A: Borrow is compelling because it helps manage income volatility and maintain flexibility between inflow cycles. It covers a very broad set of use cases. We still see sustained and meaningful room to grow Borrow at scale.

Growth paths include the full transition to SFS (internal banking) for loan issuance, which improves unit economics. That expands eligibility in new states and in Cash App Green, both with more room to grow. We will responsibly raise limits for mature customers based on underwriting models and keep innovating around the core product. Ultimately we are guided by variable margin after risk losses and processing costs.

Mature cohort effects are encouraging: the newest customer risk loss rate is 3.16%, 7–12 month customers are at 3.01%, and 13+ month customers at 2.67%. As the product matures and the share of mature cohorts rises, there is opportunity to keep improving variable profitability.

Q: How do you balance user growth at the top of the funnel vs. deepening relationships with existing users (primary banking actives)?

A: We are pleased with the pace of active expansion. Apr. MAUs of ~59mn look flat for two consecutive quarters, but that is rounding. It is actually the fastest active growth in about 18 months.

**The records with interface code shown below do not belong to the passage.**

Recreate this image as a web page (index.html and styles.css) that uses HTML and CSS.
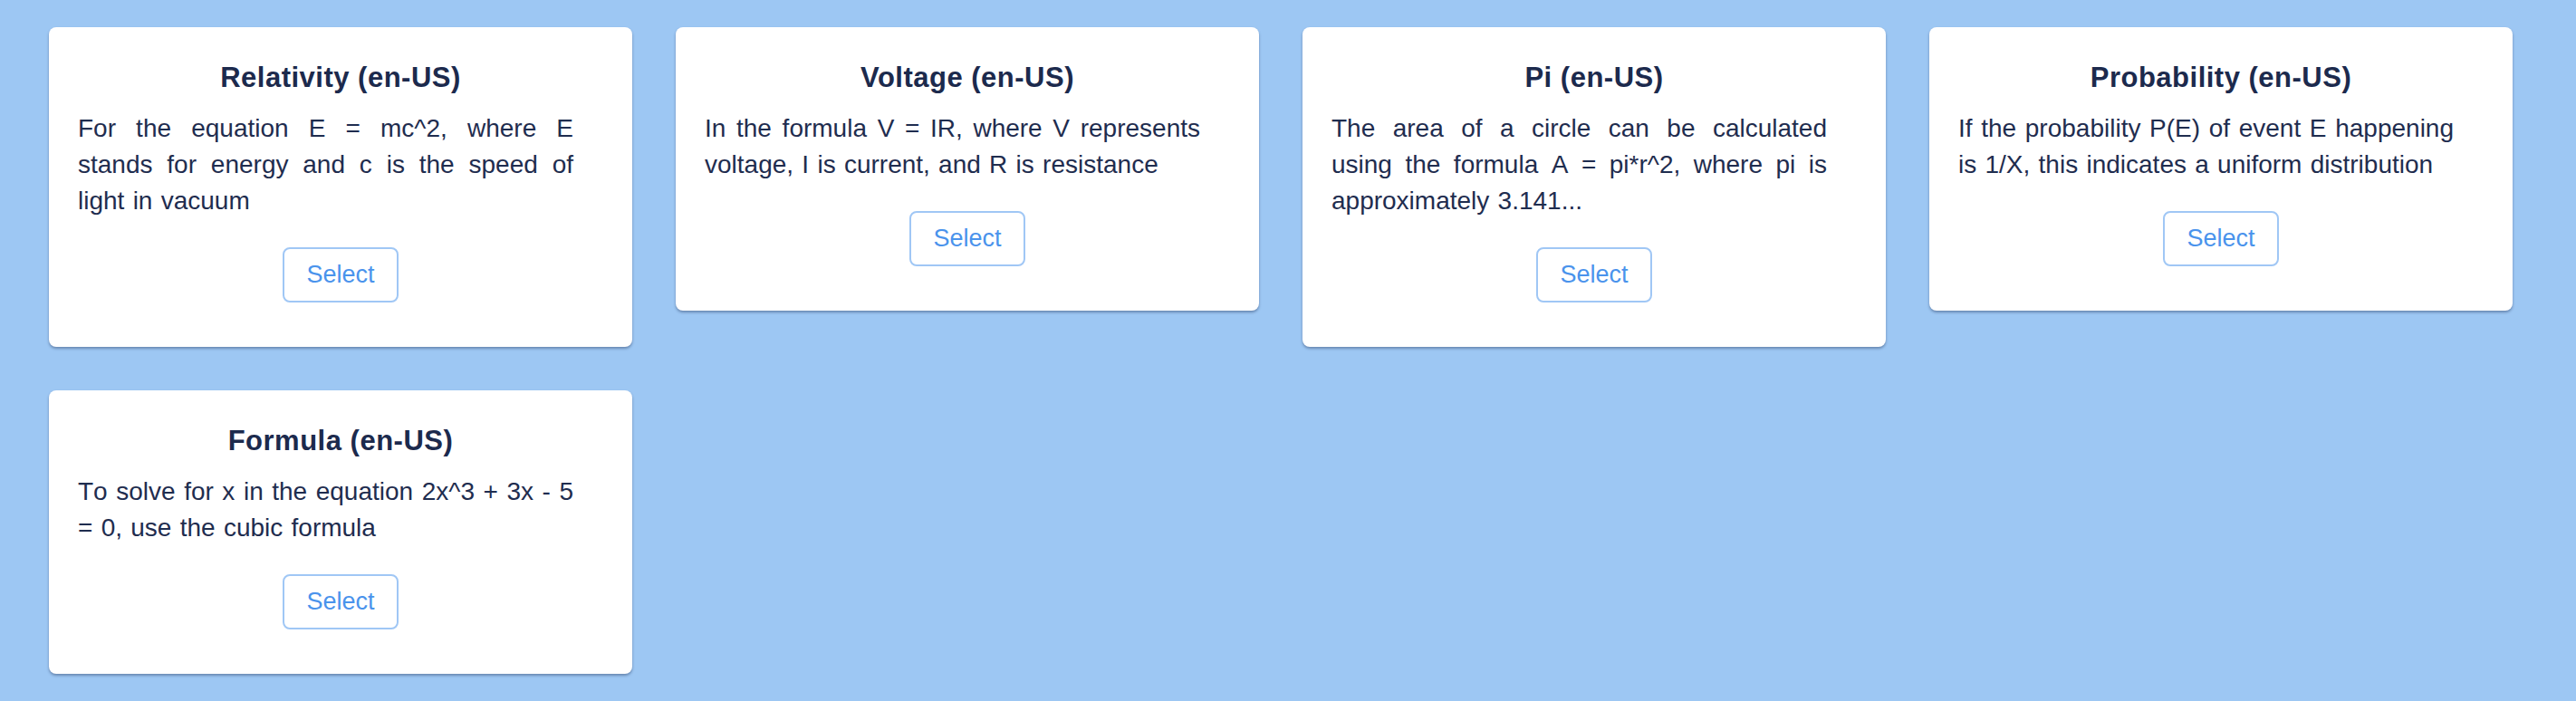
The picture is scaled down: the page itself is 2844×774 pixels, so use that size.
FILE: index.html
```html
<!DOCTYPE html>
<html lang="en">
<head>
<meta charset="utf-8">
<title>Cards</title>
<link rel="stylesheet" href="styles.css">
</head>
<body>
<main class="grid">
  <section class="card">
    <h2 class="card-title">Relativity (en-US)</h2>
    <p class="card-text">For the equation E = mc^2, where E stands for energy and c is the speed of light in vacuum</p>
    <button class="select-btn">Select</button>
  </section>
  <section class="card">
    <h2 class="card-title">Voltage (en-US)</h2>
    <p class="card-text">In the formula V = IR, where V represents voltage, I is current, and R is resistance</p>
    <button class="select-btn">Select</button>
  </section>
  <section class="card">
    <h2 class="card-title">Pi (en-US)</h2>
    <p class="card-text">The area of a circle can be calculated using the formula A = pi*r^2, where pi is approximately 3.141...</p>
    <button class="select-btn">Select</button>
  </section>
  <section class="card">
    <h2 class="card-title">Probability (en-US)</h2>
    <p class="card-text">If the probability P(E) of event E happening is 1/X, this indicates a uniform distribution</p>
    <button class="select-btn">Select</button>
  </section>
  <section class="card">
    <h2 class="card-title">Formula (en-US)</h2>
    <p class="card-text">To solve for x in the equation 2x^3 + 3x - 5 = 0, use the cubic formula</p>
    <button class="select-btn">Select</button>
  </section>
</main>
</body>
</html>
```
FILE: styles.css
```css
* { box-sizing: border-box; }
html, body {
  margin: 0;
  padding: 0;
  background: #9dc7f3;
}
body {
  font-family: "Liberation Sans", Arial, Helvetica, sans-serif;
  color: #1d2a4b;
}
.grid {
  display: grid;
  grid-template-columns: repeat(4, 644px);
  column-gap: 48px;
  row-gap: 48px;
  align-items: start;
  padding: 30px 70px 30px 54px;
}
.card {
  background: #ffffff;
  border-radius: 8px;
  box-shadow: 0 2px 3px rgba(40, 60, 100, 0.45);
  padding: 38px 32px 49px 32px;
  display: flex;
  flex-direction: column;
  align-items: center;
}
.card-title {
  margin: 0;
  font-size: 31px;
  line-height: 36px;
  letter-spacing: 0.5px;
  font-weight: 700;
  text-align: center;
  color: #1c2a4d;
  align-self: stretch;
}
.card-text {
  margin: 18px 0 0 0;
  width: 547px;
  align-self: flex-start;
  font-size: 28px;
  line-height: 40px;
  word-spacing: 1.5px;
  font-kerning: none;
  text-align: justify;
  color: #1f2d4f;
}
.select-btn {
  margin-top: 31px;
  font-family: "Liberation Sans", Arial, Helvetica, sans-serif;
  font-size: 27px;
  line-height: 31px;
  padding: 13px 24px;
  color: #4a93ec;
  background: #ffffff;
  border: 2px solid #a0c7f5;
  border-radius: 8px;
  cursor: pointer;
}
```
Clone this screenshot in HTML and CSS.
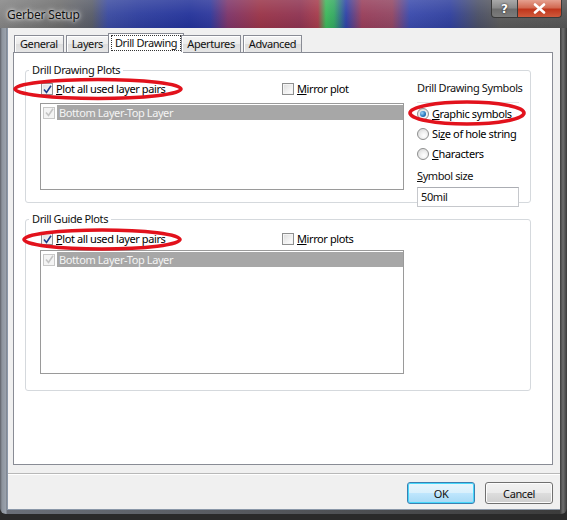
FILE: index.html
```html
<!DOCTYPE html>
<html>
<head>
<meta charset="utf-8">
<title>Gerber Setup</title>
<link rel="stylesheet" href="styles.css">
</head>
<body>
<div class="window">
  <div class="titlebar">
    <span class="title">Gerber Setup</span>
    <div class="caption-btns">
      <div class="cbtn help">?</div>
      <div class="cbtn close">
        <svg width="13" height="11" viewBox="0 0 13 11"><path d="M2 1.5 L11 9.5 M11 1.5 L2 9.5" stroke="#fff" stroke-width="2.6" stroke-linecap="round"/></svg>
      </div>
    </div>
  </div>
  <div class="frame">
    <div class="client">
      <div class="tabs">
        <div class="tab">General</div>
        <div class="tab">Layers</div>
        <div class="tab active"><span class="focus">Drill Drawing</span></div>
        <div class="tab">Apertures</div>
        <div class="tab">Advanced</div>
      </div>
      <div class="panel">
        <div class="group g1">
          <span class="legend">Drill Drawing Plots</span>
          <div class="group-body">
            <div class="left">
              <div class="opts">
                <label class="chk"><span class="box"><svg width="9" height="9" viewBox="0 0 9 9"><path d="M1 4.5 L3.5 7.5 L8 0.8" fill="none" stroke="#1d3f8c" stroke-width="1.6"/></svg></span><span><u>P</u>lot all used layer pairs</span></label>
                <label class="chk mirror"><span class="box"></span><span><u>M</u>irror plot</span></label>
              </div>
              <div class="listbox lb1">
                <div class="row"><span class="box dis"><svg width="9" height="9" viewBox="0 0 9 9"><path d="M1 4.5 L3.5 7.5 L8 0.8" fill="none" stroke="#c4c4c4" stroke-width="1.6"/></svg></span><span class="sel">Bottom Layer-Top Layer</span></div>
              </div>
            </div>
            <div class="right">
              <div class="sym-title">Drill Drawing Symbols</div>
              <div class="sep"></div>
              <label class="radio"><span class="dot on"></span><span><u>G</u>raphic symbols</span></label>
              <label class="radio"><span class="dot"></span><span>Si<u>z</u>e of hole string</span></label>
              <label class="radio"><span class="dot"></span><span><u>C</u>haracters</span></label>
              <div class="size-label"><u>S</u>ymbol size</div>
              <div class="input">50mil</div>
            </div>
          </div>
        </div>
        <div class="group g2">
          <span class="legend">Drill Guide Plots</span>
          <div class="group-body">
            <div class="left">
              <div class="opts">
                <label class="chk"><span class="box"><svg width="9" height="9" viewBox="0 0 9 9"><path d="M1 4.5 L3.5 7.5 L8 0.8" fill="none" stroke="#1d3f8c" stroke-width="1.6"/></svg></span><span><u>P</u>lot all used layer pairs</span></label>
                <label class="chk mirror"><span class="box"></span><span><u>M</u>irror plots</span></label>
              </div>
              <div class="listbox lb2">
                <div class="row"><span class="box dis"><svg width="9" height="9" viewBox="0 0 9 9"><path d="M1 4.5 L3.5 7.5 L8 0.8" fill="none" stroke="#c4c4c4" stroke-width="1.6"/></svg></span><span class="sel">Bottom Layer-Top Layer</span></div>
              </div>
            </div>
          </div>
        </div>
      </div>
      <div class="footer">
        <div class="btn default">OK</div>
        <div class="btn">Cancel</div>
      </div>
    </div>
  </div>
  <svg class="annot" width="567" height="520" viewBox="0 0 567 520">
    <ellipse cx="98" cy="89" rx="83" ry="9.5" fill="none" stroke="#e2121c" stroke-width="3.6"/>
    <ellipse cx="467" cy="113" rx="57" ry="11" fill="none" stroke="#e2121c" stroke-width="3.6"/>
    <ellipse cx="102" cy="239.5" rx="78" ry="9.5" fill="none" stroke="#e2121c" stroke-width="3.6"/>
  </svg>
</div>
</body>
</html>
```

FILE: styles.css
```css
* { box-sizing: border-box; }
html, body { margin: 0; padding: 0; }
body {
  background: #2a2a2a;
  font-family: "Noto Sans", "Open Sans", sans-serif;
  font-size: 11px;
  letter-spacing: -0.4px;
  color: #000;
  width: 567px;
  height: 520px;
  overflow: hidden;
  white-space: nowrap;
}
.window {
  position: relative;
  width: 567px;
  height: 514px;
  display: flex;
  flex-direction: column;
  border-radius: 0 0 6px 6px;
  overflow: hidden;
}
.titlebar {
  height: 28px;
  flex: none;
  display: flex;
  align-items: flex-start;
  justify-content: space-between;
  background:
    linear-gradient(180deg, rgba(255,255,255,0.14) 0, rgba(255,255,255,0.04) 50%, rgba(0,0,0,0.06) 100%),
    linear-gradient(90deg, #858585 0, #6c6c6c 60px, #585c68 92px, #3a4aa0 108px, #2e3e9e 140px, #24339a 190px, #2e389c 210px, #7e3468 228px, #9a3448 260px, #8e3452 300px, #a63c4c 318px, #3cb85a 326px, #34a862 334px, #2e42a8 346px, #983e5a 362px, #924662 392px, #3a4aac 410px, #30409e 450px, #4a4f66 478px, #5a5a5a 500px, #555 567px);
}
.title {
  margin: 6px 0 0 7px;
  font-family: "Noto Sans", sans-serif;
  font-size: 12px;
  letter-spacing: -0.2px;
  color: #111;
  text-shadow: 0 0 6px rgba(255,255,255,0.95), 0 0 3px rgba(255,255,255,0.9);
}
.caption-btns {
  display: flex;
  margin-right: 5px;
}
.cbtn {
  height: 18px;
  display: flex;
  align-items: center;
  justify-content: center;
  border: 1px solid #3a3a3a;
  border-top: none;
  color: #fff;
  font-weight: bold;
  font-size: 12px;
  letter-spacing: 0;
  font-family: "DejaVu Sans", sans-serif;
}
.help {
  width: 27px;
  border-radius: 0 0 0 4px;
  background: linear-gradient(180deg, #a9a9a9 0, #8a8a8a 45%, #6e6e6e 55%, #7c7c7c 100%);
  text-shadow: 0 0 2px #000;
}
.close {
  width: 44px;
  border-radius: 0 0 4px 0;
  border-left: none;
  background: linear-gradient(180deg, #e5a08f 0, #d26a52 45%, #c0361c 55%, #cf5a3c 100%);
}
.frame {
  flex: 1;
  display: flex;
  padding: 0 7px 4px 7px;
  background: linear-gradient(90deg, #5d6068 0, #8d949d 2px, #9aa2ad 6px, #6a6f78 7px, #3c3c3c 560px, #6f6f6f 563px, #3a3a3a 567px);
}
.client {
  flex: 1;
  background: #f0f0f0;
  display: flex;
  flex-direction: column;
  padding: 5px 7px 0 5px;
  border-left: 1px solid #8a97a8;
  border-bottom: 1px solid #8a97a8;
}
.tabs {
  display: flex;
  align-items: flex-end;
  height: 19px;
  padding-left: 1px;
  position: relative;
  z-index: 2;
}
.tab {
  height: 17px;
  padding: 0 5px;
  margin-right: 2px;
  border: 1px solid #898c95;
  border-bottom: none;
  background: linear-gradient(180deg, #f5f5f5 0, #ebebeb 50%, #dddddd 51%, #e6e6e6 100%);
  line-height: 15px;
  color: #111;
  box-shadow: inset 1px 1px 0 #fff;
}
.tab.active {
  height: 20px;
  margin: 0 0 -1px -3px;
  padding: 1px 2px 0 2px;
  background: #fff;
  box-shadow: none;
}
.tab.active + .tab { margin-left: -3px; }
.focus {
  display: block;
  padding: 0 3px;
  border: 1px dotted #333;
  line-height: 14px;
}
.panel {
  height: 413px;
  flex: none;
  background: #fff;
  border: 1px solid #898c95;
  padding: 17px 21px 0 11px;
}
.group {
  border: 1px solid #d5d9dd;
  border-radius: 3px;
  padding: 0 0 12px 14px;
}
.g2 { margin-top: 16px; padding-bottom: 16px; }
.legend {
  display: table;
  margin: -8px 0 0 -11px;
  padding: 0 3px;
  background: #fff;
  line-height: 14px;
  color: #111;
}
.group-body {
  display: flex;
  gap: 13px;
}
.left { width: 364px; }
.opts {
  display: flex;
  height: 14px;
  margin-top: 5px;
  align-items: center;
}
.g2 .opts { margin-top: 6px; }
.chk {
  display: flex;
  align-items: center;
  gap: 3px;
  margin-left: 1px;
  line-height: 14px;
}
.chk.mirror { margin-left: auto; width: 122px; }
.box {
  width: 12px;
  height: 12px;
  flex: none;
  border: 1px solid #8e8f8f;
  background: linear-gradient(135deg, #dcdcdc 0, #f6f6f6 70%, #fff 100%);
  box-shadow: inset 0 0 0 1px #f4f4f4;
  display: flex;
  align-items: center;
  justify-content: center;
}
.box.dis {
  border-color: #c8c8c8;
  background: #f4f4f4;
}
.listbox {
  border: 1px solid #9a9a9a;
  margin-top: 7px;
  background: #fff;
  padding: 1px 0 0 2px;
}
.lb1 { height: 87px; }
.lb2 { height: 124px; margin-top: 4px; }
.row {
  display: flex;
  align-items: center;
  height: 15px;
  gap: 2px;
}
.sel {
  flex: 1;
  height: 15px;
  background: #a7a7a7;
  color: #f4f4f4;
  line-height: 15px;
  padding-left: 2px;
}
.right {
  width: 110px;
  display: flex;
  flex-direction: column;
  margin-bottom: -20px;
}
.sym-title {
  margin-top: 4px;
  line-height: 14px;
  color: #111;
}
.sep {
  height: 1px;
  width: 102px;
  background: #e4e4e4;
  margin-top: 7px;
}
.radio {
  display: flex;
  align-items: center;
  gap: 3px;
  height: 20px;
  line-height: 14px;
}
.radio:first-of-type { margin-top: 1px; }
.dot {
  width: 12px;
  height: 12px;
  flex: none;
  border-radius: 50%;
  border: 1px solid #8e8f8f;
  background: radial-gradient(circle at 60% 65%, #fff 0, #f0f0f0 40%, #d0d0d0 100%);
  display: flex;
  align-items: center;
  justify-content: center;
}
.dot.on::after {
  content: "";
  width: 6px;
  height: 6px;
  border-radius: 50%;
  background: radial-gradient(circle at 35% 35%, #9fd3f5 0, #2b7bc0 55%, #174f8a 100%);
}
.size-label {
  margin-top: 5px;
  line-height: 14px;
  color: #111;
}
.input {
  margin-top: 4px;
  width: 102px;
  height: 20px;
  border: 1px solid #c6c8cc;
  border-top-color: #abadb3;
  padding-left: 3px;
  line-height: 18px;
  color: #111;
  background: #fff;
  position: relative;
}
.footer {
  margin: 8px -7px 0 -5px;
  flex: 1;
  border-top: 1px solid #b8b8b8;
  box-shadow: inset 0 1px 0 #fff;
  display: flex;
  justify-content: flex-end;
  gap: 10px;
  padding: 8px 7px 0 0;
}
.btn {
  width: 68px;
  height: 22px;
  border: 1px solid #707070;
  border-radius: 3px;
  background: linear-gradient(180deg, #f2f2f2 0, #ebebeb 48%, #dddddd 52%, #cfcfcf 100%);
  box-shadow: inset 0 0 0 1px #fcfcfc;
  display: flex;
  align-items: center;
  justify-content: center;
  color: #111;
}
.btn.default {
  border-color: #3c7fb1;
  box-shadow: inset 0 0 0 1px #48d8fb;
  background: linear-gradient(180deg, #eaf6fd 0, #d9f0fc 48%, #bee6fd 52%, #a7d9f5 100%);
}
.annot {
  position: absolute;
  left: 0;
  top: 0;
  pointer-events: none;
}
```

Near-term network growth levers include continued optimization of core P2P flows, such as new pay links. Custodial accounts are expected to be a meaningful tailwind. Cash App Score drives engagement and helps shift annual/quarterly actives into daily/weekly/monthly actives. We will keep stepping up go-to-market across paid, lifecycle, and brand partnerships.

Longer term, Neighborhoods may be the largest lever, with potential to fundamentally change our network's scale and growth trajectory. It is still early. Moneybot is also early and can attract new customers from non-core segments. We will keep investing in Cash App Green and Cash App Card to make them more useful and top-of-wallet.

Our Bitcoin platform continues to be optimized. We have significantly cut prices to maintain the simplest, cheapest, and most accessible positioning. Ultimately, network growth tracks product velocity, and the faster we deliver useful things, the more people will choose Cash App.